From: Matthew Dillon <dillon@...>
Subject: HAMMER Update 13-June-2008 - HEADS UP: MEDIA CHANGED AGAIN
Date: Jun 13, 10:01 pm 2008
Commit 55 to the filesystem and utilities changes the media format
again. A new blockmap has been added as a stop-gap while I
research storage model issues more. Please note:
* You must recompile the filesystem AND its utilities (hammer and
newfs_hammer).
* You must re-newfs_hammer your test filesystems.
This commit also fixes a panic and *might* also have fixed the reported
machine lockup. It does not fix the memory exhaustion issue yet.
There is a known issue (that's been around for a while) where the
HAMMER flusher threads can become cpu bound, creating large noticeable
pauses in machine operation. That is related to B-Tree overheads and
has not yet been dealt with.
I have made progress on the blogbench performance drop issue when run
on the same directory over and over again. Blogbench does its best
to really mess up B-Trees :-). I have narrowed the issue down to
directory/namespace lookups in the face of massive directory rewriting.
blogbench does that in spades by creating .tmp files and renaming them
over the originals.
Unfortunately, the only way to really fix it is to introduce true
locality of reference on disk on a file-by-file and directory-by-
directory basis, kinda like how UFS does with cylinder groups.
In HAMMER's case this means adding a field to the blockmap's
layer2 structure (which represents an 8MB chunk of disk space) to
allow incremental appends anywhere on the disk. This is probably what
I will be working on for the rest of this month.
-Matt
Matthew Dillon
From: strangepics <strangepics@...>
Subject: Re: HAMMER Update 13-June-2008 - HEADS UP: MEDIA CHANGED AGAIN
Date: Jun 15, 2:22 am 2008
Matthew Dillon wrote:
> on the same directory over and over again. Blogbench does its best
> to really mess up B-Trees :-). I have narrowed the issue down to
That's probably why they don't use B-trees for ReiserFS.

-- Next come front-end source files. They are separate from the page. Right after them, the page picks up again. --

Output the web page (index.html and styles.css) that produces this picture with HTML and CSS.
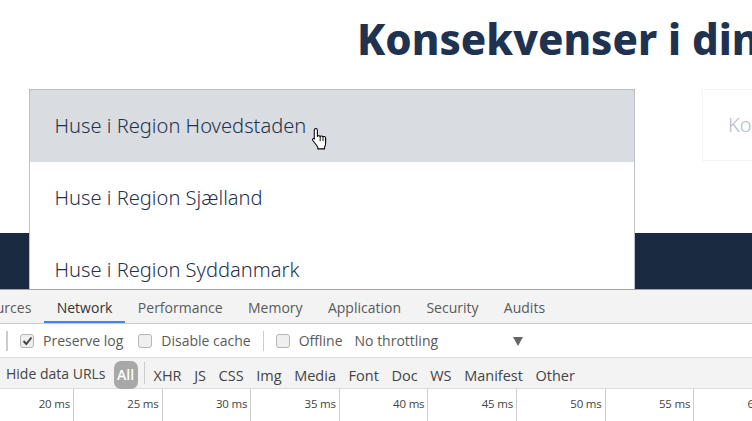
FILE: index.html
```html
<!DOCTYPE html>
<html lang="da">
<head>
<meta charset="utf-8">
<title>Konsekvenser i din</title>
<link rel="stylesheet" href="styles.css">
</head>
<body>
<main class="page">
  <section class="hero">
    <h1 class="title">Konsekvenser i din kommune</h1>
    <div class="pickers">
      <div class="picker-slot">
        <ul class="menu">
          <li class="menu-item is-hover">Huse i Region Hovedstaden</li>
          <li class="menu-item">Huse i Region Sjælland</li>
          <li class="menu-item">Huse i Region Syddanmark</li>
        </ul>
        <svg class="cursor" width="19" height="25" viewBox="0 0 18 24" aria-hidden="true">
          <path d="M4.500 1.500c.9 0 1.500.7 1.500 1.600v6c.1-.8 2.600-.9 2.700.2.200-1 2.600-.9 2.700.4.300-.9 2.500-.7 2.500.9v5.400c0 1.300-.4 2-1 3.200v1.800H6.400v-1.600c-.8-1.200-1.500-2.300-2.700-3.800L1.600 13c-.9-1.200.6-2.500 1.700-1.500L3 10.800V3.100c0-.9.600-1.600 1.500-1.600z" fill="#fff" stroke="#000" stroke-width="1" stroke-linejoin="round"/>
          <path d="M8.700 9.500v4M11.400 10v3.500M13.900 11v2.500" fill="none" stroke="#000" stroke-width=".9"/>
        </svg>
      </div>
      <div class="picker-box">Kommune</div>
    </div>
    <div class="band"></div>
  </section>
  <section class="devtools">
    <nav class="tabs">
      <span class="tab">Sources</span>
      <span class="tab is-active">Network</span>
      <span class="tab">Performance</span>
      <span class="tab">Memory</span>
      <span class="tab">Application</span>
      <span class="tab">Security</span>
      <span class="tab">Audits</span>
    </nav>
    <div class="toolbar">
      <span class="sep sep-first"></span>
      <label class="check check-a"><span class="box"><svg width="11" height="10" viewBox="0 0 11 10" aria-hidden="true"><path d="M1.500 5l2.800 3L9.500 1.500" fill="none" stroke="#444" stroke-width="2"/></svg></span>Preserve log</label>
      <label class="check check-b"><span class="box"></span>Disable cache</label>
      <span class="sep sep-mid"></span>
      <label class="check check-c"><span class="box"></span>Offline</label>
      <span class="throttle">No throttling<span class="arrow"></span></span>
    </div>
    <div class="filters">
      <span class="hide-urls">Hide data URLs</span>
      <span class="pill">All</span>
      <span class="sep sep-filter"></span>
      <span class="filter">XHR</span>
      <span class="filter">JS</span>
      <span class="filter">CSS</span>
      <span class="filter">Img</span>
      <span class="filter">Media</span>
      <span class="filter">Font</span>
      <span class="filter">Doc</span>
      <span class="filter">WS</span>
      <span class="filter">Manifest</span>
      <span class="filter">Other</span>
    </div>
    <div class="timeline">
      <span class="tick">20 ms</span>
      <span class="tick">25 ms</span>
      <span class="tick">30 ms</span>
      <span class="tick">35 ms</span>
      <span class="tick">40 ms</span>
      <span class="tick">45 ms</span>
      <span class="tick">50 ms</span>
      <span class="tick">55 ms</span>
      <span class="tick">60 ms</span>
    </div>
  </section>
</main>
</body>
</html>
```

FILE: styles.css
```css
* { box-sizing: border-box; }
html, body { margin: 0; height: 100%; overflow: hidden; background: #fff; }
.page { width: 752px; height: 421px; display: flex; flex-direction: column; overflow: hidden; }

.hero { height: 289px; display: flex; flex-direction: column; overflow: hidden; flex: none; }
.title {
  margin: 0; padding: 15px 0 0 357px; height: 89px; white-space: nowrap;
  font: 800 42px/48px "Noto Sans", "Liberation Sans", sans-serif; color: #1f324f;
}
.pickers { display: flex; padding-left: 29px; height: 144px; flex: none; }
.picker-slot { position: relative; width: 606px; flex: none; }
.menu {
  position: absolute; left: 0; top: 0; width: 606px; height: 300px; margin: 0; padding: 0;
  list-style: none; background: #fff; border: 1px solid #bcc0c6; border-bottom: 0; z-index: 2;
}
.menu-item {
  height: 72px; padding: 0 0 0 24.500px; display: flex; align-items: center;
  font: 300 20.100px/24px "Noto Sans", Lato, sans-serif; color: #1f324f;
}
.menu-item.is-hover { background: #d9dce1; }
.cursor { position: absolute; left: 282px; top: 38px; z-index: 3; }
.picker-box {
  margin: 0 0 0 67px; width: 100px; height: 72px; flex: none; border: 1px solid #f3f4f5;
  padding-left: 25px; display: flex; align-items: center;
  font: 300 20px/24px "Noto Sans", sans-serif; color: #b5bac4;
}
.band { flex: 1; background: #1a2a40; }

.devtools {
  flex: 1; display: flex; flex-direction: column; border-top: 1px solid #a3a3a3;
  font: 14px/18px "Open Sans", "Noto Sans", sans-serif; color: #5a5a5a; background: #fff;
  position: relative; z-index: 4;
}
.tabs { height: 34px; background: #f3f3f3; border-bottom: 1px solid #ccc; display: flex; align-items: stretch; flex: none; margin-left: -33px; padding-top: 2px; }
.tab { padding: 0 12.700px; display: flex; align-items: center; }
.tab.is-active { color: #333; box-shadow: inset 0 -2px 0 #3b86f5; }
.toolbar { height: 34px; border-bottom: 1px solid #ddd; display: flex; align-items: center; flex: none; padding-top: 1px; }
.sep { width: 1px; height: 20px; background: #ccc; flex: none; }
.sep-first { margin: 0 12px 0 6px; width: 2px; }
.sep-mid { margin-right: 12px; }
.check { display: flex; align-items: center; }
.check-a { margin-right: 15px; }
.check-b { margin-right: 12px; }
.check-c { margin-right: 12px; }
.box { width: 14px; height: 14px; border: 1px solid #b5b5b5; border-radius: 3px; background: #efefef; margin-right: 9px; display: flex; align-items: center; justify-content: center; }
.throttle { display: flex; align-items: center; position: relative; width: 170px; }
.arrow { position: absolute; left: 158px; top: 5px; width: 0; height: 0; border: 5.500px solid transparent; border-top: 9px solid #666; border-bottom: 0; }
.filters { height: 31px; background: #f3f3f3; border-bottom: 1px solid #ddd; display: flex; align-items: center; flex: none; padding-left: 6px; color: #444; }
.hide-urls { margin: 2px 8px 0 0; font-size: 14px; }
.pill { width: 24px; height: 28px; border-radius: 7px; background: #a8a8a8; color: #fff; font-weight: 600; display: flex; align-items: center; justify-content: center; margin: 3px 6px 0 0; }
.sep-filter { margin: 0 9px 0 0; height: 22px; }
.filter { margin: 6px 12.600px 0 0; font-size: 14.500px; }
.timeline { flex: 1; display: flex; }
.tick {
  width: 88.600px; flex: none; text-align: right; padding: 6px 3px 0 0; border-right: 1px solid #ccc;
  font-size: 11.500px; line-height: 18px; letter-spacing: -.2px; color: #444;
}
.tick:first-child { width: 74px; }
```
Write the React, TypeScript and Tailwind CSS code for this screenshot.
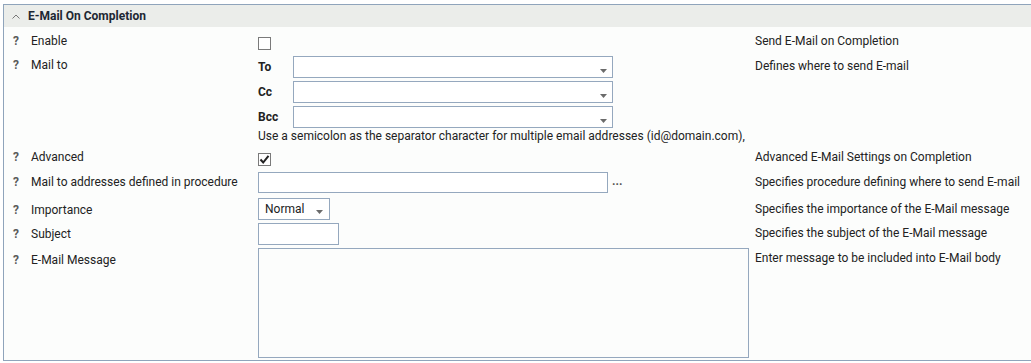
import React from "react";

const inputBorder = "border border-[#95a8be]";

function Caret({ className = "" }: { className?: string }) {
  return (
    <svg width="7" height="4" viewBox="0 0 7 4" className={className}>
      <polygon points="0,0 7,0 3.5,4" fill="#6b6b6b" />
    </svg>
  );
}

function Q() {
  return <span className="w-[18px] shrink-0 font-bold text-[#5a5a5a]">?</span>;
}

function Label({ text, pt }: { text: string; pt: string }) {
  return (
    <div className={`w-[254px] shrink-0 flex pl-[9px] ${pt}`}>
      <Q />
      <span>{text}</span>
    </div>
  );
}

function Checkbox({ checked }: { checked?: boolean }) {
  return (
    <div className="w-[13px] h-[13px] border border-[#7a7a7a] bg-white flex items-center justify-center">
      {checked && (
        <svg width="11" height="11" viewBox="0 0 11 11">
          <polyline points="1.5,5.5 4.2,8.5 9.5,1.8" fill="none" stroke="#222" strokeWidth="2" />
        </svg>
      )}
    </div>
  );
}

function Combo() {
  return (
    <div className={`w-[320px] h-[22px] ${inputBorder} bg-white flex items-end justify-end pr-[5px] pb-[4px]`}>
      <Caret />
    </div>
  );
}

function Desc({ text, pt }: { text: string; pt: string }) {
  return <div className={`flex-1 ${pt}`}>{text}</div>;
}

export default function App() {
  return (
    <div
      className="w-[1031px] h-[363px] bg-white pt-[4px] pl-[3px] text-[12px] leading-[16px] text-[#222]"
      style={{ fontFamily: "Roboto, 'Liberation Sans', sans-serif" }}
    >
      <div className="border-t border-l border-b border-[#8fa4bb] bg-[#fcfdfc]">
        <div className="h-[22px] bg-[#ebedea] flex items-center pl-[8px]">
          <svg width="8" height="5" viewBox="0 0 8 5" className="mr-[8px] mt-[1px]">
            <polyline points="0.5,4.5 4,1 7.5,4.5" fill="none" stroke="#777" strokeWidth="1" />
          </svg>
          <span className="font-bold text-[#1d2733]">E-Mail On Completion</span>
        </div>

        {/* Enable */}
        <div className="h-[26px] flex">
          <Label text="Enable" pt="pt-[6px]" />
          <div className="w-[497px] shrink-0 pt-[10px]">
            <Checkbox />
          </div>
          <Desc text="Send E-Mail on Completion" pt="pt-[6px]" />
        </div>

        {/* Mail to */}
        <div className="h-[92px] flex">
          <Label text="Mail to" pt="pt-[4px]" />
          <div className="w-[497px] shrink-0 pt-[3px] flex flex-col">
            <div className="flex flex-col gap-[3px]">
              {["To", "Cc", "Bcc"].map((l) => (
                <div key={l} className="flex items-center">
                  <span className="w-[35px] font-bold">{l}</span>
                  <Combo />
                </div>
              ))}
            </div>
            <div className="whitespace-nowrap">
              Use a semicolon as the separator character for multiple email addresses (id@domain.com),
            </div>
          </div>
          <Desc text="Defines where to send E-mail" pt="pt-[5px]" />
        </div>

        {/* Advanced */}
        <div className="h-[25px] flex">
          <Label text="Advanced" pt="pt-[4px]" />
          <div className="w-[497px] shrink-0 pt-[8px]">
            <Checkbox checked />
          </div>
          <Desc text="Advanced E-Mail Settings on Completion" pt="pt-[4px]" />
        </div>

        {/* Mail to addresses */}
        <div className="h-[27px] flex">
          <Label text="Mail to addresses defined in procedure" pt="pt-[4px]" />
          <div className="w-[497px] shrink-0 pt-[2px] flex items-start">
            <div className={`w-[350px] h-[21px] ${inputBorder} bg-white`} />
            <span className="ml-[4px] mt-[1px] font-bold text-[#555]">...</span>
          </div>
          <Desc text="Specifies procedure defining where to send E-mail" pt="pt-[4px]" />
        </div>

        {/* Importance */}
        <div className="h-[25px] flex">
          <Label text="Importance" pt="pt-[5px]" />
          <div className="w-[497px] shrink-0 pt-[1px]">
            <div className={`w-[72px] h-[22px] ${inputBorder} bg-white flex items-center pl-[6px]`}>
              <span className="flex-1">Normal</span>
              <Caret className="mr-[6px] mt-[6px]" />
            </div>
          </div>
          <Desc text="Specifies the importance of the E-Mail message" pt="pt-[4px]" />
        </div>

        {/* Subject */}
        <div className="h-[25px] flex">
          <Label text="Subject" pt="pt-[4px]" />
          <div className="w-[497px] shrink-0 pt-[1px]">
            <div className={`w-[81px] h-[22px] ${inputBorder} bg-white`} />
          </div>
          <Desc text="Specifies the subject of the E-Mail message" pt="pt-[3px]" />
        </div>

        {/* Message */}
        <div className="h-[113px] flex">
          <Label text="E-Mail Message" pt="pt-[5px]" />
          <div className="w-[497px] shrink-0 pt-[1px]">
            <div className={`w-[491px] h-[110px] ${inputBorder} bg-[#fcfdfc]`} />
          </div>
          <Desc text="Enter message to be included into E-Mail body" pt="pt-[3px]" />
        </div>
      </div>
    </div>
  );
}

What about crit-bit? Other trees?
From: Matthew Dillon <dillon@...>
Subject: Re: HAMMER Update 13-June-2008 - HEADS UP: MEDIA CHANGED AGAIN
Date: Jun 15, 10:28 pm 2008
:
:Matthew Dillon wrote:
:> on the same directory over and over again. Blogbench does its best
:> to really mess up B-Trees :-). I have narrowed the issue down to
:
:That's probably why they don't use B-trees for ReiserFS.
:
:What about crit-bit? Other trees?
I am not too familiar with Reiser so I can't really come to that
conclusion, but it doesn't seem likely that the reasons are similar.
HAMMER's issue insofar as the B-Tree goes is mainly due to its history
retention practices. If I mount with -o nohistory then the issue
becomes one of locality of reference due to HAMMER not immediately
reusing space freed by the rename-over that blogbench does.
After running the test over the weekend the culprit seems to pointing
more towards HAMMER's low level storage allocation model and away
from the B-Tree per-say. I was already planning on making some major
changes there so we'll see what pans out.
-Matt
Matthew Dillon
From: Dan M <strangepics@...>
Subject: Re: HAMMER Update 13-June-2008 - HEADS UP: MEDIA CHANGED AGAIN
Date: Jun 16, 4:18 pm 2008
On Sun, Jun 15, 2008 at 10:28 PM, Matthew Dillon
wrote:
> I am not too familiar with Reiser so I can't really come to that
> conclusion, but it doesn't seem likely that the reasons are similar.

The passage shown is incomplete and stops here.